> [Work to be completed]
In this exercise, return the whole listing exactly, excluding any images.

= = = = = = =

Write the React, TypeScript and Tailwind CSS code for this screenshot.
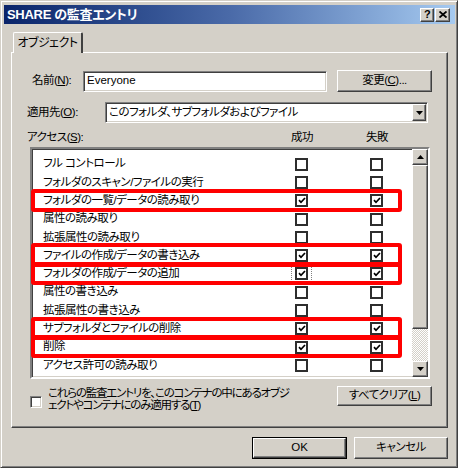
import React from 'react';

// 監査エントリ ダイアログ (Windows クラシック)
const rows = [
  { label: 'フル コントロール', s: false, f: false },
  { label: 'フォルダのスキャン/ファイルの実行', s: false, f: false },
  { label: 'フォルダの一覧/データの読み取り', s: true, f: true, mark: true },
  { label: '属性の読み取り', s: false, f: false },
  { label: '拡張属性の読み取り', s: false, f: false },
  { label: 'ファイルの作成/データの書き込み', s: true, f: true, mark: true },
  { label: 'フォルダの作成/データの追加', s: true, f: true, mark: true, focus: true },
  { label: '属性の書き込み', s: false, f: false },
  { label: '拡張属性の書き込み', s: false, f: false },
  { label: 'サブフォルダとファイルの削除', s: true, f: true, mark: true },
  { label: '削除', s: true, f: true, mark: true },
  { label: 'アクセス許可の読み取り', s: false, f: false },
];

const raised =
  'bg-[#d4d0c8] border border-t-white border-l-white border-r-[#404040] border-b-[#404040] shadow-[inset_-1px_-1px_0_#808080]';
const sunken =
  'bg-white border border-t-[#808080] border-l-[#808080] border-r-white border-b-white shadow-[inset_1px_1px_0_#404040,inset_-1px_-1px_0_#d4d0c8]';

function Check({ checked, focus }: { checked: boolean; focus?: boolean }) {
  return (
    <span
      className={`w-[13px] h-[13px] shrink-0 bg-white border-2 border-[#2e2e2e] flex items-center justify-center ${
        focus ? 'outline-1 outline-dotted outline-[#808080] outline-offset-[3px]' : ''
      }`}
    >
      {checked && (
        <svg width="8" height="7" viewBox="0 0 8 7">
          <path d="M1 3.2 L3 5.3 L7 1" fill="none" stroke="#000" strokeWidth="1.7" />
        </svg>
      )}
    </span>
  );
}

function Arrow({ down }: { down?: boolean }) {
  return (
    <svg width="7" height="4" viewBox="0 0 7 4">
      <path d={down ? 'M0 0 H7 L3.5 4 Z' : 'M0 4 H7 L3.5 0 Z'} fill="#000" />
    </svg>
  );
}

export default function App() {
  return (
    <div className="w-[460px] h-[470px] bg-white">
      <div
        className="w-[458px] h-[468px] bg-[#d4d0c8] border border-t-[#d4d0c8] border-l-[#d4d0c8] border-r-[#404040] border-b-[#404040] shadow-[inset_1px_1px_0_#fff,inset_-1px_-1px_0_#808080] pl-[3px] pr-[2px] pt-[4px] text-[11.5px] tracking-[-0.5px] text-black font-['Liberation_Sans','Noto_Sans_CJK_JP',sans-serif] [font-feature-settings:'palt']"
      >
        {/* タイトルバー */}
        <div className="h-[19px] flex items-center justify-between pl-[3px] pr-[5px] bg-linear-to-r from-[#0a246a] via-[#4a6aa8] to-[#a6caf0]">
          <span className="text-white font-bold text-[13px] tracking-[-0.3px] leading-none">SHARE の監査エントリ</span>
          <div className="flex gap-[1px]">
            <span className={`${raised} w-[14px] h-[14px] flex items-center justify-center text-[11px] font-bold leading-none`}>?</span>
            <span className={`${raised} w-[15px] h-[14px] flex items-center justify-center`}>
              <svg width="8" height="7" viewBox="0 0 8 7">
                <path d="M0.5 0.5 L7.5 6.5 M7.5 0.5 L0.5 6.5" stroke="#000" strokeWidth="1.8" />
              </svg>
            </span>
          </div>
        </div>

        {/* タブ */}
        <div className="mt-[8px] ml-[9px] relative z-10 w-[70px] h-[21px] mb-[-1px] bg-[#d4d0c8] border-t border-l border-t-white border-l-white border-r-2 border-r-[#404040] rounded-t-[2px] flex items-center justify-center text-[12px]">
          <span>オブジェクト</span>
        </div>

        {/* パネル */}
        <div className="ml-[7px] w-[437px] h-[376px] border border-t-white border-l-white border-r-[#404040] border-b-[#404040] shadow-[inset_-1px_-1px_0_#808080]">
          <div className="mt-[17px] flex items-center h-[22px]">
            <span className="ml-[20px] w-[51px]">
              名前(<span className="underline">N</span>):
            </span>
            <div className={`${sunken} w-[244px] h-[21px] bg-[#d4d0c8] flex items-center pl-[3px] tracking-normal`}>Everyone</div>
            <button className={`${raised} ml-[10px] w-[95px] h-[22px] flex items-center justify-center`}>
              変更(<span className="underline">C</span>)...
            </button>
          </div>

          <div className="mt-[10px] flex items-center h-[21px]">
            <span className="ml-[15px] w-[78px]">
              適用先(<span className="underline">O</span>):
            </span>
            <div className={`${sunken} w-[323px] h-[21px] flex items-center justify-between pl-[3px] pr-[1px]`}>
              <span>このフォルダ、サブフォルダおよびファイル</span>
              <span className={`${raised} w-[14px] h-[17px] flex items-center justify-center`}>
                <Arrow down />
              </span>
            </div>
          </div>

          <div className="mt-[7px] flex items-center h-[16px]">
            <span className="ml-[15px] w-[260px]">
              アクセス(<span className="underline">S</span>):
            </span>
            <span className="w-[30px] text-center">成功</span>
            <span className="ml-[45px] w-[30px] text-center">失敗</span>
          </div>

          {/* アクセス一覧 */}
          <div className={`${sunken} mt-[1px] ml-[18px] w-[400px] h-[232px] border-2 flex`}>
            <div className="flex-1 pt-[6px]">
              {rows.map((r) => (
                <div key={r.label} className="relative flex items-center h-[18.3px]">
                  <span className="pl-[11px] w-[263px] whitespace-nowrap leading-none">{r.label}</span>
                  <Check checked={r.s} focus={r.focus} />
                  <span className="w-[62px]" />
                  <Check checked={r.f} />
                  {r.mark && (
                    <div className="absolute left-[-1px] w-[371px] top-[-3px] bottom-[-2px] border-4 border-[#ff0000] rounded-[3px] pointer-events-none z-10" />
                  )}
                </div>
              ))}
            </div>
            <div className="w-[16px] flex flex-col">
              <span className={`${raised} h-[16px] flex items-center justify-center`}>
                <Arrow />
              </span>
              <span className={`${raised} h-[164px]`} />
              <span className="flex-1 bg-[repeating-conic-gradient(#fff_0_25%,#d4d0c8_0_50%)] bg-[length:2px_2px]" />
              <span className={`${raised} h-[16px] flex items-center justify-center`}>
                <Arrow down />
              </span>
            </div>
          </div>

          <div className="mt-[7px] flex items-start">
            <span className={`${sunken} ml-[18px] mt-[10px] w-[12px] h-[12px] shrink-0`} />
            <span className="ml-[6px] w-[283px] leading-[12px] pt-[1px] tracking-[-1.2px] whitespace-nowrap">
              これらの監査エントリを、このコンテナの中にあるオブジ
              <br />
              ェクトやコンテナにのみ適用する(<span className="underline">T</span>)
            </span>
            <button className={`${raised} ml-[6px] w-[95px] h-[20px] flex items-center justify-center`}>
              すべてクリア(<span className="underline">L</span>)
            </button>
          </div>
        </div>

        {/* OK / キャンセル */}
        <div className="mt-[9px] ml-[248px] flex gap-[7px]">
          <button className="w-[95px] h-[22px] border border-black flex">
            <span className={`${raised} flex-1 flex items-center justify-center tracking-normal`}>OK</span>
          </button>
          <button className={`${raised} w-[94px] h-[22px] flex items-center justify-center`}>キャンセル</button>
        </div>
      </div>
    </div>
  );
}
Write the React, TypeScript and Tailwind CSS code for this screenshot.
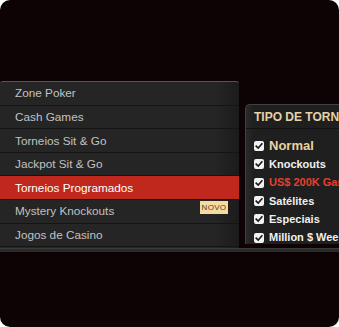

= = = = = = =

> [Exercise output]
Write the React, TypeScript and Tailwind CSS code for this screenshot.
import React from 'react';

// 監査エントリ ダイアログ (Windows クラシック)
const rows = [
  { label: 'フル コントロール', s: false, f: false },
  { label: 'フォルダのスキャン/ファイルの実行', s: false, f: false },
  { label: 'フォルダの一覧/データの読み取り', s: true, f: true, mark: true },
  { label: '属性の読み取り', s: false, f: false },
  { label: '拡張属性の読み取り', s: false, f: false },
  { label: 'ファイルの作成/データの書き込み', s: true, f: true, mark: true },
  { label: 'フォルダの作成/データの追加', s: true, f: true, mark: true, focus: true },
  { label: '属性の書き込み', s: false, f: false },
  { label: '拡張属性の書き込み', s: false, f: false },
  { label: 'サブフォルダとファイルの削除', s: true, f: true, mark: true },
  { label: '削除', s: true, f: true, mark: true },
  { label: 'アクセス許可の読み取り', s: false, f: false },
];

const raised =
  'bg-[#d4d0c8] border border-t-white border-l-white border-r-[#404040] border-b-[#404040] shadow-[inset_-1px_-1px_0_#808080]';
const sunken =
  'bg-white border border-t-[#808080] border-l-[#808080] border-r-white border-b-white shadow-[inset_1px_1px_0_#404040,inset_-1px_-1px_0_#d4d0c8]';

function Check({ checked, focus }: { checked: boolean; focus?: boolean }) {
  return (
    <span
      className={`w-[13px] h-[13px] shrink-0 bg-white border-2 border-[#2e2e2e] flex items-center justify-center ${
        focus ? 'outline-1 outline-dotted outline-[#808080] outline-offset-[3px]' : ''
      }`}
    >
      {checked && (
        <svg width="8" height="7" viewBox="0 0 8 7">
          <path d="M1 3.2 L3 5.3 L7 1" fill="none" stroke="#000" strokeWidth="1.7" />
        </svg>
      )}
    </span>
  );
}

function Arrow({ down }: { down?: boolean }) {
  return (
    <svg width="7" height="4" viewBox="0 0 7 4">
      <path d={down ? 'M0 0 H7 L3.5 4 Z' : 'M0 4 H7 L3.5 0 Z'} fill="#000" />
    </svg>
  );
}

export default function App() {
  return (
    <div className="w-[460px] h-[470px] bg-white">
      <div
        className="w-[458px] h-[468px] bg-[#d4d0c8] border border-t-[#d4d0c8] border-l-[#d4d0c8] border-r-[#404040] border-b-[#404040] shadow-[inset_1px_1px_0_#fff,inset_-1px_-1px_0_#808080] pl-[3px] pr-[2px] pt-[4px] text-[11.5px] tracking-[-0.5px] text-black font-['Liberation_Sans','Noto_Sans_CJK_JP',sans-serif] [font-feature-settings:'palt']"
      >
        {/* タイトルバー */}
        <div className="h-[19px] flex items-center justify-between pl-[3px] pr-[5px] bg-linear-to-r from-[#0a246a] via-[#4a6aa8] to-[#a6caf0]">
          <span className="text-white font-bold text-[13px] tracking-[-0.3px] leading-none">SHARE の監査エントリ</span>
          <div className="flex gap-[1px]">
            <span className={`${raised} w-[14px] h-[14px] flex items-center justify-center text-[11px] font-bold leading-none`}>?</span>
            <span className={`${raised} w-[15px] h-[14px] flex items-center justify-center`}>
              <svg width="8" height="7" viewBox="0 0 8 7">
                <path d="M0.5 0.5 L7.5 6.5 M7.5 0.5 L0.5 6.5" stroke="#000" strokeWidth="1.8" />
              </svg>
            </span>
          </div>
        </div>

        {/* タブ */}
        <div className="mt-[8px] ml-[9px] relative z-10 w-[70px] h-[21px] mb-[-1px] bg-[#d4d0c8] border-t border-l border-t-white border-l-white border-r-2 border-r-[#404040] rounded-t-[2px] flex items-center justify-center text-[12px]">
          <span>オブジェクト</span>
        </div>

        {/* パネル */}
        <div className="ml-[7px] w-[437px] h-[376px] border border-t-white border-l-white border-r-[#404040] border-b-[#404040] shadow-[inset_-1px_-1px_0_#808080]">
          <div className="mt-[17px] flex items-center h-[22px]">
            <span className="ml-[20px] w-[51px]">
              名前(<span className="underline">N</span>):
            </span>
            <div className={`${sunken} w-[244px] h-[21px] bg-[#d4d0c8] flex items-center pl-[3px] tracking-normal`}>Everyone</div>
            <button className={`${raised} ml-[10px] w-[95px] h-[22px] flex items-center justify-center`}>
              変更(<span className="underline">C</span>)...
            </button>
          </div>

          <div className="mt-[10px] flex items-center h-[21px]">
            <span className="ml-[15px] w-[78px]">
              適用先(<span className="underline">O</span>):
            </span>
            <div className={`${sunken} w-[323px] h-[21px] flex items-center justify-between pl-[3px] pr-[1px]`}>
              <span>このフォルダ、サブフォルダおよびファイル</span>
              <span className={`${raised} w-[14px] h-[17px] flex items-center justify-center`}>
                <Arrow down />
              </span>
            </div>
          </div>

          <div className="mt-[7px] flex items-center h-[16px]">
            <span className="ml-[15px] w-[260px]">
              アクセス(<span className="underline">S</span>):
            </span>
            <span className="w-[30px] text-center">成功</span>
            <span className="ml-[45px] w-[30px] text-center">失敗</span>
          </div>

          {/* アクセス一覧 */}
          <div className={`${sunken} mt-[1px] ml-[18px] w-[400px] h-[232px] border-2 flex`}>
            <div className="flex-1 pt-[6px]">
              {rows.map((r) => (
                <div key={r.label} className="relative flex items-center h-[18.3px]">
                  <span className="pl-[11px] w-[263px] whitespace-nowrap leading-none">{r.label}</span>
                  <Check checked={r.s} focus={r.focus} />
                  <span className="w-[62px]" />
                  <Check checked={r.f} />
                  {r.mark && (
                    <div className="absolute left-[-1px] w-[371px] top-[-3px] bottom-[-2px] border-4 border-[#ff0000] rounded-[3px] pointer-events-none z-10" />
                  )}
                </div>
              ))}
            </div>
            <div className="w-[16px] flex flex-col">
              <span className={`${raised} h-[16px] flex items-center justify-center`}>
                <Arrow />
              </span>
              <span className={`${raised} h-[164px]`} />
              <span className="flex-1 bg-[repeating-conic-gradient(#fff_0_25%,#d4d0c8_0_50%)] bg-[length:2px_2px]" />
              <span className={`${raised} h-[16px] flex items-center justify-center`}>
                <Arrow down />
              </span>
            </div>
          </div>

          <div className="mt-[7px] flex items-start">
            <span className={`${sunken} ml-[18px] mt-[10px] w-[12px] h-[12px] shrink-0`} />
            <span className="ml-[6px] w-[283px] leading-[12px] pt-[1px] tracking-[-1.2px] whitespace-nowrap">
              これらの監査エントリを、このコンテナの中にあるオブジ
              <br />
              ェクトやコンテナにのみ適用する(<span className="underline">T</span>)
            </span>
            <button className={`${raised} ml-[6px] w-[95px] h-[20px] flex items-center justify-center`}>
              すべてクリア(<span className="underline">L</span>)
            </button>
          </div>
        </div>

        {/* OK / キャンセル */}
        <div className="mt-[9px] ml-[248px] flex gap-[7px]">
          <button className="w-[95px] h-[22px] border border-black flex">
            <span className={`${raised} flex-1 flex items-center justify-center tracking-normal`}>OK</span>
          </button>
          <button className={`${raised} w-[94px] h-[22px] flex items-center justify-center`}>キャンセル</button>
        </div>
      </div>
    </div>
  );
}
Write the React, TypeScript and Tailwind CSS code for this screenshot.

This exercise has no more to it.